Marine Le Pen, l’imposture en prime time

mercredi 29 juin 2011.
 

Jeudi 23 juin, la candidate du Front national à l’élection présidentielle a eu droit au prime time de France 2 en étant l’invité de l’émission Des actes et des paroles. L’occasion de se rendre compte du vide de son programme économique. Décryptage.

« L’émission c’est vous », assurait jeudi soir le présentateur David Pujadas à Marine Le Pen. La présidente du Front national inaugurait « Des actes et des paroles », le nouveau programme politique de France 2. Une tribune suivie par trois millions de téléspectateurs, qui aurait pu permettre à l’héritière Le Pen de dérouler son programme si, gênée, elle n’avait si souvent botté en touche, notamment sur les questions économiques.

Et le pouvoir d’achat ? Pas de réponse

La présidente du FN a très peu parlé d’immigration. Surtout lorsqu’elle pouvait contourner une question dérangeante, sur la « baisse de la qualité des recrutements dans l’armée », due, selon le programme du FN consultable sur leur site internet, aux « 20% de recrues issues de l’immigration ordinaire du monde musulman ». Mais même lorsque le débat portait sur ces nouvelles questions qu’elle entend incarner, sociales et économiques, la candidate n’a guère convaincu. Sur la sortie de l’euro, vieille lune frontiste, Marine Le Pen en reste aux incantations. Mais se paie le luxe de citer, livres à l’appui, des économistes ayant eux-mêmes vanté cette sortie : Maurice Allais, Jacques Nikonoff…

La mesure, immédiate « si (elle était) élue présidente », entraînerait une hausse de la dette de « 12 points de PIB », concède-t-elle, avant d’annoncer un « plan de redressement » pour le mois de novembre. Et même si ce problème était contrebalancé par la restauration de barrières douanières, entrainant « une réindustrialisation du pays », de créations d’emplois et d’un « dopage des exportations », la création de ce « nouveau franc » pose des questions salariales et de pouvoir d’achat. Qui, même assorties d’une « dévaluation de 25% par rapport à l’euro », ne trouvent pas de réponse. La présidente du FN se retranche en effet derrière un constat partagé par tous les ménages : « l’Euro a fait augmenter les prix ».

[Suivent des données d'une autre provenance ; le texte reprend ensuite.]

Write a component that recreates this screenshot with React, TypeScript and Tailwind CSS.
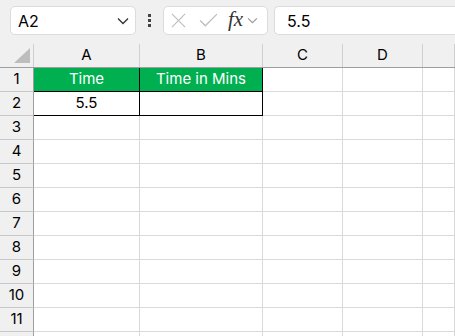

Le parti ne renie pas la « préférence nationale »

La lutte contre l’immigration, clandestine ou légale, n’est plus en tête de gondole au Front national. Pour autant, le parti ne renie pas la « préférence nationale », estimant que « l’immigration a été utilisée pour peser à la baisse sur les salaires ». Prise à partie par la dirigeante d’Europe Ecologie, Cécile Duflot, la présidente du FN a également redit son opposition à la « double nationalité ». Comme elle a rappelé ses positions pour l’abaissement de l’âge de la majorité pénale ou son refus de la dépénalisation du cannabis. « J’espère que j’ai tellement banalisé ces idées-là que 50% des Français plus un voteront pour moi », s’est-elle laissée aller à rêver. (à lire : Le Pen rejoue la partition sécuritaire)

On l’a vu jeudi soir, le Front national nouveau n’est rien moins que l’ancien avec des habits neufs. Ainsi, sans renier ses fondamentaux, Marine Le Pen s’aventure-t-elle sur des terres jusqu’ici laissées vierges par le FN, comme l’écologie, se prononçant pour la fermeture de la centrale nucléaire hors d’âge de Fessenheim. Un espoir de glaner quelques voix hors de son électorat traditionnel ?

3 à 4 points de moins qu’en mai dans les sondages

Créditée de 16% d’intentions de vote par le CSA, soit trois à quatre points de moins qu’en mai, la candidate fait feu de tout bois. C’est que « seule l’accession au second tour (de l’élection présidentielle) pourrait être un succès », selon le sondeur Stéphane Rozès, interrogé par le site Non-fiction.fr. Si elle y obtenait un score « qui peut être le double de celui de son père », elle « validerait sa stratégie », dit-il. « Dans ce cas, soit, ayant écarté la gauche, elle aura préempté la question sociale, soit, ayant écarté la droite, elle aura préempté la question nationale. » Si le programme protéiforme du Front national, bâti sur le socle historique du parti, se lit comme un attrape-tout, c’est que « la candidate du progrès social », comme elle s’est baptisée, rêve surtout de progrès en pourcentage de voix.